Task statement: Give the listing again exactly, omitting its images.

• • • • • • •

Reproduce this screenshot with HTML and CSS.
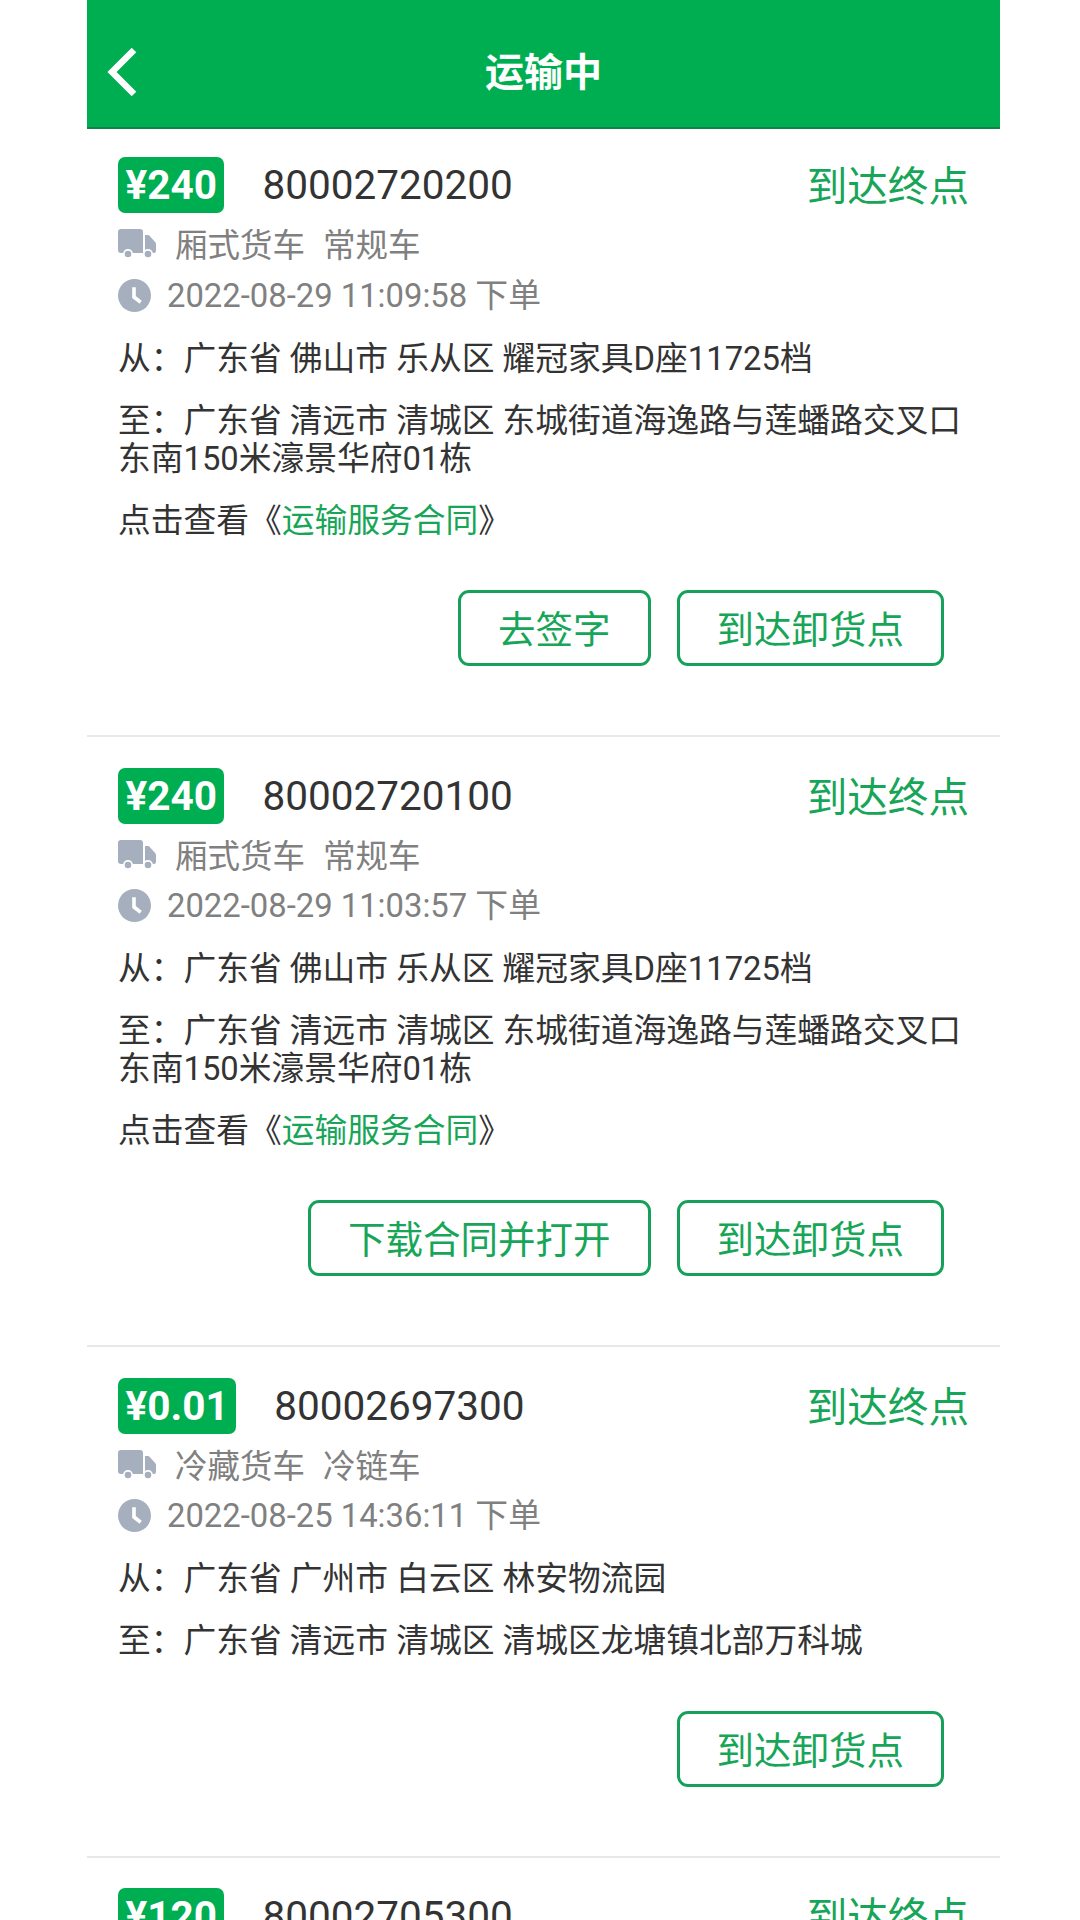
FILE: index.html
```html
<!DOCTYPE html>
<html lang="zh-CN">
<head>
  <meta charset="UTF-8" />
  <meta name="viewport" content="width=device-width, initial-scale=1.0"/>
  <title>运输中</title>
  <link rel="stylesheet" href="styles.css">
</head>
<body>
  <svg class="defs" width="0" height="0">
    <symbol id="truck" viewBox="0 0 38 30">
      <path d="M3 0h19a3 3 0 0 1 3 3v21H3a3 3 0 0 1-3-3V3a3 3 0 0 1 3-3z"/>
      <path d="M27 6h3a2 2 0 0 1 1.500.7l5.600 6.300a3 3 0 0 1 .9 2v7a2 2 0 0 1-2 2h-9z"/>
      <circle cx="10" cy="25" r="4.200" stroke="#fff" stroke-width="1.800"/>
      <circle cx="30" cy="25" r="4.200" stroke="#fff" stroke-width="1.800"/>
    </symbol>
    <symbol id="clock" viewBox="0 0 32 32">
      <circle cx="16" cy="16" r="16"/>
      <path d="M15.500 8v9.500l6.500 5" fill="none" stroke="#fff" stroke-width="3.500"/>
    </symbol>
  </svg>

  <div class="page">
    <header class="topbar">
      <a class="back" href="#">
        <svg width="32" height="50" viewBox="0 0 32 50"><path d="M28 3 6 25l22 22" fill="none" stroke="#fff" stroke-width="6.500"/></svg>
      </a>
      <h1>运输中</h1>
    </header>

    <section class="order">
      <div class="order-head">
        <span class="price">¥240</span>
        <span class="order-no">80002720200</span>
        <a class="arrive" href="#">到达终点</a>
      </div>
      <div class="meta meta-truck">
        <svg class="icon-truck"><use href="#truck"/></svg>
        <span>厢式货车</span><span>常规车</span>
      </div>
      <div class="meta meta-time">
        <svg class="icon-clock"><use href="#clock"/></svg>
        <span>2022-08-29 11:09:58 下单</span>
      </div>
      <p class="addr">从：广东省 佛山市 乐从区 耀冠家具D座11725档</p>
      <p class="addr">至：广东省 清远市 清城区 东城街道海逸路与莲蟠路交叉口东南150米濠景华府01栋</p>
      <p class="addr">点击查看《<a class="link" href="#">运输服务合同</a>》</p>
      <div class="actions">
        <button class="btn">去签字</button>
        <button class="btn">到达卸货点</button>
      </div>
    </section>

    <section class="order">
      <div class="order-head">
        <span class="price">¥240</span>
        <span class="order-no">80002720100</span>
        <a class="arrive" href="#">到达终点</a>
      </div>
      <div class="meta meta-truck">
        <svg class="icon-truck"><use href="#truck"/></svg>
        <span>厢式货车</span><span>常规车</span>
      </div>
      <div class="meta meta-time">
        <svg class="icon-clock"><use href="#clock"/></svg>
        <span>2022-08-29 11:03:57 下单</span>
      </div>
      <p class="addr">从：广东省 佛山市 乐从区 耀冠家具D座11725档</p>
      <p class="addr">至：广东省 清远市 清城区 东城街道海逸路与莲蟠路交叉口东南150米濠景华府01栋</p>
      <p class="addr">点击查看《<a class="link" href="#">运输服务合同</a>》</p>
      <div class="actions">
        <button class="btn">下载合同并打开</button>
        <button class="btn">到达卸货点</button>
      </div>
    </section>

    <section class="order">
      <div class="order-head">
        <span class="price">¥0.01</span>
        <span class="order-no">80002697300</span>
        <a class="arrive" href="#">到达终点</a>
      </div>
      <div class="meta meta-truck">
        <svg class="icon-truck"><use href="#truck"/></svg>
        <span>冷藏货车</span><span>冷链车</span>
      </div>
      <div class="meta meta-time">
        <svg class="icon-clock"><use href="#clock"/></svg>
        <span>2022-08-25 14:36:11 下单</span>
      </div>
      <p class="addr">从：广东省 广州市 白云区 林安物流园</p>
      <p class="addr">至：广东省 清远市 清城区 清城区龙塘镇北部万科城</p>
      <div class="actions">
        <button class="btn">到达卸货点</button>
      </div>
    </section>

    <section class="order">
      <div class="order-head">
        <span class="price">¥120</span>
        <span class="order-no">80002705300</span>
        <a class="arrive" href="#">到达终点</a>
      </div>
    </section>
  </div>
</body>
</html>
```

FILE: styles.css
```css
html, body {
  margin: 0;
  height: 1920px;
  overflow: hidden;
  background: #fff;
}
body {
  font-family: Roboto, "Noto Sans CJK SC", sans-serif;
  color: #333;
}
.defs {
  display: block;
  height: 0;
}
.page {
  width: 913px;
  margin-left: 87px;
}
.topbar {
  display: flex;
  align-items: center;
  justify-content: center;
  position: relative;
  box-sizing: border-box;
  height: 129px;
  padding-top: 10px;
  background: #00ae52;
  border-bottom: 2px solid #14804a;
}
.topbar h1 {
  margin: 0;
  font-size: 39px;
  font-weight: 700;
  color: #fff;
}
.back {
  position: absolute;
  left: 19px;
  top: 47px;
  line-height: 0;
}
.order {
  padding: 28px 31px 0;
  border-bottom: 2px solid #e8e8e8;
  height: 578px;
}
.order:nth-of-type(n+2) {
  padding-top: 31px;
  height: 577px;
}
.order:nth-of-type(n+2) .meta-time {
  margin-top: 10px;
}
.order:nth-of-type(3) {
  height: 478px;
}
.order:nth-of-type(3) .actions {
  margin-top: 51px;
}
.order:nth-of-type(4) {
  padding-top: 30px;
}
.order-head {
  display: flex;
  align-items: center;
  height: 56px;
}
.price {
  padding: 0 7.500px;
  height: 56px;
  line-height: 56px;
  border-radius: 7px;
  background: #00ae52;
  color: #fff;
  font-size: 40.500px;
  font-weight: 700;
}
.order-no {
  margin-left: 38px;
  font-size: 40.500px;
  color: #333;
}
.arrive {
  margin-left: auto;
  margin-bottom: 4px;
  font-size: 40.600px;
  color: #17a658;
  text-decoration: none;
}
.meta {
  display: flex;
  align-items: center;
  color: #808080;
}
.meta span {
  margin-bottom: 3px;
}
.meta-truck {
  margin-top: 11px;
  height: 40px;
  font-size: 32.500px;
}
.meta-truck span {
  margin-right: 18px;
}
.meta-time {
  margin-top: 11px;
  height: 40px;
  font-size: 32.800px;
}
.meta-time span {
  margin-bottom: 5px;
}
.icon-truck {
  width: 38px;
  height: 30px;
  margin-right: 19px;
  fill: #a6afbd;
}
.icon-clock {
  width: 33px;
  height: 33px;
  margin-right: 16px;
  fill: #a6afbd;
}
.addr {
  margin: 0;
  margin-top: 24px;
  font-size: 32.750px;
  line-height: 38px;
  color: #333;
}
.meta-time + .addr {
  margin-top: 25px;
}
.link {
  color: #17a658;
  text-decoration: none;
}
.actions {
  display: flex;
  justify-content: flex-end;
  gap: 26px;
  margin-top: 50px;
  padding-right: 25px;
}
.btn {
  height: 76px;
  padding: 0 37px 3px;
  background: #fff;
  border: 3px solid #17a05a;
  border-radius: 11px;
  color: #17a658;
  font-family: inherit;
  font-size: 37.500px;
}
```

• • • • • • •

Exercise result:
Reproduce this screenshot with HTML and CSS.
FILE: index.html
```html
<!DOCTYPE html>
<html lang="zh-CN">
<head>
  <meta charset="UTF-8" />
  <meta name="viewport" content="width=device-width, initial-scale=1.0"/>
  <title>运输中</title>
  <link rel="stylesheet" href="styles.css">
</head>
<body>
  <svg class="defs" width="0" height="0">
    <symbol id="truck" viewBox="0 0 38 30">
      <path d="M3 0h19a3 3 0 0 1 3 3v21H3a3 3 0 0 1-3-3V3a3 3 0 0 1 3-3z"/>
      <path d="M27 6h3a2 2 0 0 1 1.500.7l5.600 6.300a3 3 0 0 1 .9 2v7a2 2 0 0 1-2 2h-9z"/>
      <circle cx="10" cy="25" r="4.200" stroke="#fff" stroke-width="1.800"/>
      <circle cx="30" cy="25" r="4.200" stroke="#fff" stroke-width="1.800"/>
    </symbol>
    <symbol id="clock" viewBox="0 0 32 32">
      <circle cx="16" cy="16" r="16"/>
      <path d="M15.500 8v9.500l6.500 5" fill="none" stroke="#fff" stroke-width="3.500"/>
    </symbol>
  </svg>

  <div class="page">
    <header class="topbar">
      <a class="back" href="#">
        <svg width="32" height="50" viewBox="0 0 32 50"><path d="M28 3 6 25l22 22" fill="none" stroke="#fff" stroke-width="6.500"/></svg>
      </a>
      <h1>运输中</h1>
    </header>

    <section class="order">
      <div class="order-head">
        <span class="price">¥240</span>
        <span class="order-no">80002720200</span>
        <a class="arrive" href="#">到达终点</a>
      </div>
      <div class="meta meta-truck">
        <svg class="icon-truck"><use href="#truck"/></svg>
        <span>厢式货车</span><span>常规车</span>
      </div>
      <div class="meta meta-time">
        <svg class="icon-clock"><use href="#clock"/></svg>
        <span>2022-08-29 11:09:58 下单</span>
      </div>
      <p class="addr">从：广东省 佛山市 乐从区 耀冠家具D座11725档</p>
      <p class="addr">至：广东省 清远市 清城区 东城街道海逸路与莲蟠路交叉口东南150米濠景华府01栋</p>
      <p class="addr">点击查看《<a class="link" href="#">运输服务合同</a>》</p>
      <div class="actions">
        <button class="btn">去签字</button>
        <button class="btn">到达卸货点</button>
      </div>
    </section>

    <section class="order">
      <div class="order-head">
        <span class="price">¥240</span>
        <span class="order-no">80002720100</span>
        <a class="arrive" href="#">到达终点</a>
      </div>
      <div class="meta meta-truck">
        <svg class="icon-truck"><use href="#truck"/></svg>
        <span>厢式货车</span><span>常规车</span>
      </div>
      <div class="meta meta-time">
        <svg class="icon-clock"><use href="#clock"/></svg>
        <span>2022-08-29 11:03:57 下单</span>
      </div>
      <p class="addr">从：广东省 佛山市 乐从区 耀冠家具D座11725档</p>
      <p class="addr">至：广东省 清远市 清城区 东城街道海逸路与莲蟠路交叉口东南150米濠景华府01栋</p>
      <p class="addr">点击查看《<a class="link" href="#">运输服务合同</a>》</p>
      <div class="actions">
        <button class="btn">下载合同并打开</button>
        <button class="btn">到达卸货点</button>
      </div>
    </section>

    <section class="order">
      <div class="order-head">
        <span class="price">¥0.01</span>
        <span class="order-no">80002697300</span>
        <a class="arrive" href="#">到达终点</a>
      </div>
      <div class="meta meta-truck">
        <svg class="icon-truck"><use href="#truck"/></svg>
        <span>冷藏货车</span><span>冷链车</span>
      </div>
      <div class="meta meta-time">
        <svg class="icon-clock"><use href="#clock"/></svg>
        <span>2022-08-25 14:36:11 下单</span>
      </div>
      <p class="addr">从：广东省 广州市 白云区 林安物流园</p>
      <p class="addr">至：广东省 清远市 清城区 清城区龙塘镇北部万科城</p>
      <div class="actions">
        <button class="btn">到达卸货点</button>
      </div>
    </section>

    <section class="order">
      <div class="order-head">
        <span class="price">¥120</span>
        <span class="order-no">80002705300</span>
        <a class="arrive" href="#">到达终点</a>
      </div>
    </section>
  </div>
</body>
</html>
```

FILE: styles.css
```css
html, body {
  margin: 0;
  height: 1920px;
  overflow: hidden;
  background: #fff;
}
body {
  font-family: Roboto, "Noto Sans CJK SC", sans-serif;
  color: #333;
}
.defs {
  display: block;
  height: 0;
}
.page {
  width: 913px;
  margin-left: 87px;
}
.topbar {
  display: flex;
  align-items: center;
  justify-content: center;
  position: relative;
  box-sizing: border-box;
  height: 129px;
  padding-top: 10px;
  background: #00ae52;
  border-bottom: 2px solid #14804a;
}
.topbar h1 {
  margin: 0;
  font-size: 39px;
  font-weight: 700;
  color: #fff;
}
.back {
  position: absolute;
  left: 19px;
  top: 47px;
  line-height: 0;
}
.order {
  padding: 28px 31px 0;
  border-bottom: 2px solid #e8e8e8;
  height: 578px;
}
.order:nth-of-type(n+2) {
  padding-top: 31px;
  height: 577px;
}
.order:nth-of-type(n+2) .meta-time {
  margin-top: 10px;
}
.order:nth-of-type(3) {
  height: 478px;
}
.order:nth-of-type(3) .actions {
  margin-top: 51px;
}
.order:nth-of-type(4) {
  padding-top: 30px;
}
.order-head {
  display: flex;
  align-items: center;
  height: 56px;
}
.price {
  padding: 0 7.500px;
  height: 56px;
  line-height: 56px;
  border-radius: 7px;
  background: #00ae52;
  color: #fff;
  font-size: 40.500px;
  font-weight: 700;
}
.order-no {
  margin-left: 38px;
  font-size: 40.500px;
  color: #333;
}
.arrive {
  margin-left: auto;
  margin-bottom: 4px;
  font-size: 40.600px;
  color: #17a658;
  text-decoration: none;
}
.meta {
  display: flex;
  align-items: center;
  color: #808080;
}
.meta span {
  margin-bottom: 3px;
}
.meta-truck {
  margin-top: 11px;
  height: 40px;
  font-size: 32.500px;
}
.meta-truck span {
  margin-right: 18px;
}
.meta-time {
  margin-top: 11px;
  height: 40px;
  font-size: 32.800px;
}
.meta-time span {
  margin-bottom: 5px;
}
.icon-truck {
  width: 38px;
  height: 30px;
  margin-right: 19px;
  fill: #a6afbd;
}
.icon-clock {
  width: 33px;
  height: 33px;
  margin-right: 16px;
  fill: #a6afbd;
}
.addr {
  margin: 0;
  margin-top: 24px;
  font-size: 32.750px;
  line-height: 38px;
  color: #333;
}
.meta-time + .addr {
  margin-top: 25px;
}
.link {
  color: #17a658;
  text-decoration: none;
}
.actions {
  display: flex;
  justify-content: flex-end;
  gap: 26px;
  margin-top: 50px;
  padding-right: 25px;
}
.btn {
  height: 76px;
  padding: 0 37px 3px;
  background: #fff;
  border: 3px solid #17a05a;
  border-radius: 11px;
  color: #17a658;
  font-family: inherit;
  font-size: 37.500px;
}
```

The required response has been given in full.